Du côté des moins positifs : une tendance naturelle à la « motion de synthèse » entre des modèles pourtant incompatibles : par exemple, cette tentation de mixer système représentatif et démocratie directe, de réconcilier décroissance et développement durable, d'articuler égalité de fait (forcée) et équité (incitée), Etat ultra-planificateur et Société civile dynamique … Denis Maillard le remarquait avec justesse : tout se passe, comme si, entre l'absence de conflit et la violence, il n'y avait plus de possibilité de donner une place à une opposition argumentée conduisant à une décision tranchée, et acceptée (même si l'on n'est pas d'accord).
Autre inconvénient : la très grande difficulté d'envisager les conséquences d'une décision en apparence sympathique et positive ; l'extrême difficulté à accepter l'idée que le plupart des propositions issues des débats (pour la plupart coûteuses) allait provoquer une augmentation massive de la fiscalité.
De ce point de vue, et ce fut une demande des participants (très satisfait de ce moment, selon leurs dires) que j'interrogeais à la sortie : il faudrait sur tous ces points de débat, laisser un peu décanter. Faire un petit compte-rendu des choix faits par le groupe, se retrouver une semaine plus tard pour réexaminer avec plus de précisions et d'arguments, les « décisions prises par le groupe ». Un grand débat ne peut être « one shot », il faut faire mûrir et y revenir. C'est d'ailleurs la proposition des partisans de la démocratie délibérative (James Fishkin de Stanford) quand ils élaborent leur méthodologie : offrir cette possibilité rare de changer d'avis … grâce aux compléments d'enquête.
Voilà, je ressors de ce débat avec donc cette impression mitigée : sur la forme, le formidable goût (et talent) français de débattre plutôt que de se battre ; mais, sur le fond, le choix, lui aussi très français, de choisir l'éthique la conviction contre l'éthique de la responsabilité. Là, il y a du travail …
A suivre …
On pourra lire, et je crois avec grand intérêt, le compte-rendu de ce débat de plus de 3h dans le prochain numéro de Philo Mag.
Mais, pour donner envie de s'y plonger, voici quelques impressions à chaud.
Une qualité d'écoute excellente elle aussi, même quand les opinions étaient tranchées ; et elles l'étaient souvent entre défenseurs du régime représentatifs, adeptes de l'autogestion, fervents de la participation ; partisans et adversaires de l'école privée, révolutionnaires verts et réformistes de l'environnement ; … Les opinions radicales — il y en avait (décroissance, dictature verte, …) — prenaient soin de se formuler de manière courtoise et argumentée, en devançant les objections.

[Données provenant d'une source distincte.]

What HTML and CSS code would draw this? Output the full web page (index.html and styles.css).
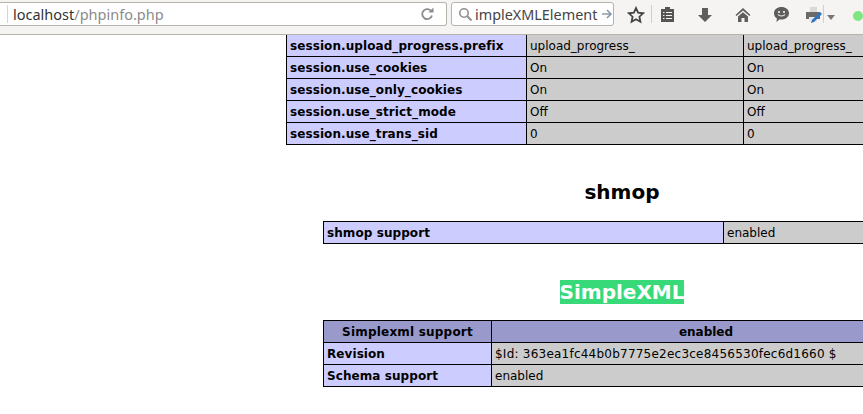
FILE: index.html
```html
<!DOCTYPE html>
<html lang="en">
<head>
  <meta charset="UTF-8">
  <title>phpinfo()</title>
  <link rel="stylesheet" href="styles.css">
</head>
<body>
  <div class="toolbar">
    <div class="url-bar">
      <span class="url-text">localhost<span class="url-path">/phpinfo.php</span></span>
      <svg class="reload" width="16" height="16" viewBox="0 0 16 16"><path d="M12.500 5.500A5 5 0 1 0 13 9.500" fill="none" stroke="#8a8a8a" stroke-width="1.800"/><path d="M9.500 6.500h5v-5z" fill="#8a8a8a"/></svg>
    </div>
    <div class="search-bar">
      <svg class="search-icon" width="15" height="15" viewBox="0 0 15 15"><circle cx="6" cy="6" r="4.200" fill="none" stroke="#8f8f8f" stroke-width="1.600"/><path d="M9.200 9.200l4.300 4.300" stroke="#8f8f8f" stroke-width="2"/></svg>
      <span class="search-text">impleXMLElement</span>
      <svg class="search-go" width="12" height="12" viewBox="0 0 12 12"><path d="M1 6h9M6 2l4 4-4 4" fill="none" stroke="#8a9aa8" stroke-width="1.600"/></svg>
    </div>
    <svg class="star" width="18" height="18" viewBox="0 0 18 18"><path d="M9 2l2.100 4.700 5 .6-3.700 3.400 1 5L9 13.200l-4.400 2.500 1-5L1.900 7.300l5-.6z" fill="none" stroke="#444" stroke-width="1.800"/></svg>
    <span class="divider"></span>
    <svg class="clip" width="15" height="16" viewBox="0 0 15 16"><path d="M1 3h4V1h5v2h4v13H1z" fill="#555"/><path d="M3 6.500h1.500M6 6.500h6M3 9.500h1.500M6 9.500h6M3 12.500h1.500M6 12.500h6" stroke="#f5f4f2" stroke-width="1.200"/></svg>
    <svg class="down" width="16" height="16" viewBox="0 0 16 16"><path d="M5 1h6v7h4l-7 7-7-7h4z" fill="#5e5e5e"/></svg>
    <svg class="home" width="16" height="16" viewBox="0 0 16 16"><path d="M8 1L0.500 8l1 1L8 3.500 14.500 9l1-1z" fill="#5e5e5e"/><path d="M3 9.500L8 5.200l5 4.300V15h-3.500v-4h-3v4H3z" fill="#5e5e5e"/></svg>
    <svg class="chat" width="17" height="17" viewBox="0 0 17 17"><path d="M8.500 1C12.600 1 16 3.500 16 7.200s-3.400 6.300-7.500 6.300c-.6 0-1.200 0-1.700-.2L3.500 16l.4-3.700C2 11.200 1 9.400 1 7.200 1 3.500 4.400 1 8.500 1z" fill="#5e5e5e"/><circle cx="6" cy="6" r="1.100" fill="#f5f4f2"/><circle cx="11" cy="6" r="1.100" fill="#f5f4f2"/><path d="M5 8.500c1.500 2 5.500 2 7 0" fill="none" stroke="#f5f4f2" stroke-width="1.200"/></svg>
    <svg class="printer" width="18" height="18" viewBox="0 0 18 18"><path d="M5 1h7v5H5z" fill="#d8d8d8"/><path d="M1 6h14v7H1z" fill="#6a6a6a"/><path d="M4 11h8v5H4z" fill="#e6e6e6"/><path d="M7 14l8-8 2 2-8 8-3 1z" fill="#2f74c0"/></svg>
    <span class="divider divider-short"></span>
    <span class="caret"></span>
    <span class="status-dot"></span>
  </div>
  <div class="page">
    <div class="center">
      <table class="info-table wide">
        <tr><td class="key">session.upload_progress.prefix</td><td class="val col-local">upload_progress_</td><td class="val">upload_progress_</td></tr>
        <tr><td class="key">session.use_cookies</td><td class="val">On</td><td class="val">On</td></tr>
        <tr><td class="key">session.use_only_cookies</td><td class="val">On</td><td class="val">On</td></tr>
        <tr><td class="key">session.use_strict_mode</td><td class="val">Off</td><td class="val">Off</td></tr>
        <tr><td class="key">session.use_trans_sid</td><td class="val">0</td><td class="val">0</td></tr>
      </table>

      <h2 class="module-title first">shmop</h2>
      <table class="info-table narrow">
        <tr><td class="key key-shmop">shmop support</td><td class="val">enabled</td></tr>
      </table>

      <h2 class="module-title second"><span class="selected">SimpleXML</span></h2>
      <table class="info-table narrow">
        <tr class="head"><th class="key-xml">Simplexml support</th><th>enabled</th></tr>
        <tr><td class="key">Revision</td><td class="val revision">$Id: 363ea1fc44b0b7775e2ec3ce8456530fec6d1660 $</td></tr>
        <tr><td class="key">Schema support</td><td class="val">enabled</td></tr>
      </table>
    </div>
  </div>
</body>
</html>
```

FILE: styles.css
```css
html, body {
  margin: 0;
  height: 414px;
  overflow: hidden;
  background-color: #fff;
}
body {
  font-family: "DejaVu Sans", sans-serif;
  color: #000;
}
.toolbar {
  display: flex;
  align-items: flex-start;
  height: 32px;
  padding-top: 2px;
  background-color: #f5f4f2;
  border-bottom: 1px solid #b5b3ab;
}
.url-bar {
  display: flex;
  flex: none;
  align-items: center;
  justify-content: space-between;
  width: 447px;
  height: 24px;
  box-sizing: border-box;
  background-color: #fff;
  border: 1px solid #b5b3ab;
  border-left: none;
  border-radius: 0 3px 3px 0;
  padding: 0 11px 0 13px;
  position: relative;
}
.url-bar::before {
  content: "";
  position: absolute;
  left: 7px;
  top: 2px;
  bottom: 2px;
  width: 1px;
  background-color: #d5d5d5;
}
.url-text {
  font-family: "Noto Sans", sans-serif;
  font-size: 14.5px;
  color: #333;
}
.url-path {
  color: #8c8c8c;
}
.search-bar {
  display: flex;
  flex: none;
  align-items: center;
  width: 163px;
  height: 24px;
  box-sizing: border-box;
  margin-left: 4px;
  padding: 0 3px 0 6px;
  background-color: #fff;
  border: 1px solid #b5b3ab;
  border-radius: 3px;
}
.search-icon { flex: none; }
.search-go { flex: none; margin-left: 4px; }
.search-text {
  margin-left: 2px;
  font-family: "Noto Sans", sans-serif;
  font-size: 14.4px;
  color: #444;
  white-space: nowrap;
}
.star {
  margin: 4px 0 0 13px;
  flex: none;
}
.divider {
  width: 1px;
  height: 18px;
  margin: 3px 0 0 6px;
  background-color: #d0cfcb;
  flex: none;
}
.divider-short {
  margin: 3px 0 0 0;
}
.clip { margin: 4px 0 0 8px; flex: none; }
.down { margin: 5px 0 0 22px; flex: none; }
.home { margin: 5px 0 0 22px; flex: none; }
.chat { margin: 4px 0 0 22px; flex: none; }
.printer { margin: 4px 0 0 15px; flex: none; }
.caret {
  width: 0;
  height: 0;
  margin: 13px 0 0 3px;
  border: 4px solid transparent;
  border-top: 5px solid #777;
  border-bottom: none;
  flex: none;
}
.status-dot {
  width: 10px;
  height: 10px;
  margin: 9px 0 0 18px;
  border-radius: 50%;
  background-color: #7fe67f;
  flex: none;
}
.page {
  overflow: hidden;
  margin-left: 286px;
}
.center {
  width: 672px;
  text-align: center;
}
.info-table {
  border-collapse: collapse;
  font-size: 12px;
  text-align: left;
  table-layout: fixed;
}
.info-table td, .info-table th {
  border: 1px solid #000;
  height: 22px;
  padding: 0 3px;
  box-sizing: border-box;
  white-space: nowrap;
}
.wide { width: 672px; margin-top: -1px; }
.narrow { width: 598px; margin-left: 37px; }
.key {
  background-color: #ccf;
  font-weight: bold;
  letter-spacing: 0.08px;
  width: 240px;
}
.key-shmop { width: 400px; }
.key-xml { width: 168px; }
.col-local { width: 217px; }
.val { background-color: #ccc; }
.revision { letter-spacing: 0.23px; }
.head th {
  background-color: #99c;
  text-align: center;
}
.head .key-xml { letter-spacing: 0.2px; }
.module-title {
  margin: 0;
  font-size: 20px;
  line-height: 24px;
  padding-bottom: 17px;
}
.module-title.first {
  padding-top: 35px;
}
.module-title.second {
  padding-top: 36px;
  padding-bottom: 16px;
}
.selected {
  display: inline-block;
  background-color: #38d978;
  color: #fff;
}
```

Voilà pour les côtés positifs.
Du côté des moins positifs : une tendance naturelle à la « motion de synthèse » entre des modèles pourtant incompatibles : par exemple, cette tentation de mixer système représentatif et démocratie directe, de réconcilier décroissance et développement durable, d'articuler égalité de fait (forcée) et équité (incitée), Etat ultra-planificateur et Société civile dynamique … Denis Maillard le remarquait avec justesse : tout se passe, comme si, entre l'absence de conflit et la violence, il n'y avait plus de possibilité de donner une place à une opposition argumentée conduisant à une décision tranchée, et acceptée (même si l'on n'est pas d'accord).
Autre inconvénient : la très grande difficulté d'envisager les conséquences d'une décision en apparence sympathique et positive ; l'extrême difficulté à accepter l'idée que le plupart des propositions issues des débats (pour la plupart coûteuses) allait provoquer une augmentation massive de la fiscalité.
De ce point de vue, et ce fut une demande des participants (très satisfait de ce moment, selon leurs dires) que j'interrogeais à la sortie : il faudrait sur tous ces points de débat, laisser un peu décanter. Faire un petit compte-rendu des choix faits par le groupe, se retrouver une semaine plus tard pour réexaminer avec plus de précisions et d'arguments, les « décisions prises par le groupe ». Un grand débat ne peut être « one shot », il faut faire mûrir et y revenir. C'est d'ailleurs la proposition des partisans de la démocratie délibérative (James Fishkin de Stanford) quand ils élaborent leur méthodologie : offrir cette possibilité rare de changer d'avis … grâce aux compléments d'enquête.
Voilà, je ressors de ce débat avec donc cette impression mitigée : sur la forme, le formidable goût (et talent) français de débattre plutôt que de se battre ; mais, sur le fond, le choix, lui aussi très français, de choisir l'éthique la conviction contre l'éthique de la responsabilité. Là, il y a du travail …
A suivre …
Merci pour ce récit "sur le vif", et pour la double lecture optimiste/pessimiste que vous nous en proposez.
RépondreSupprimerJe m'interroge sur les liens entre les oppositions conviction/responsabilité d'une part et déontologie/utilitarisme d'autre part. Ces deux oppositions sont-elles deux formes de la même ? Le reflet l'une de l'autre ? En tout cas, si elles révèlent, comme vous semblez le penser, des positions irréconciliables, cela explique bien des dialogues de sourds !
Je crois surtout qu'elles ne sont pas perçues comme des oppositions frontales, ce qui permet à chacun de naviguer de l'une à l'autre en fonction du contexte. Ce n'est donc pas un dialogue de sourds, mais la difficulté (et elle est réelle) pour chacun de percevoir toutes les conséquences de sa conviction.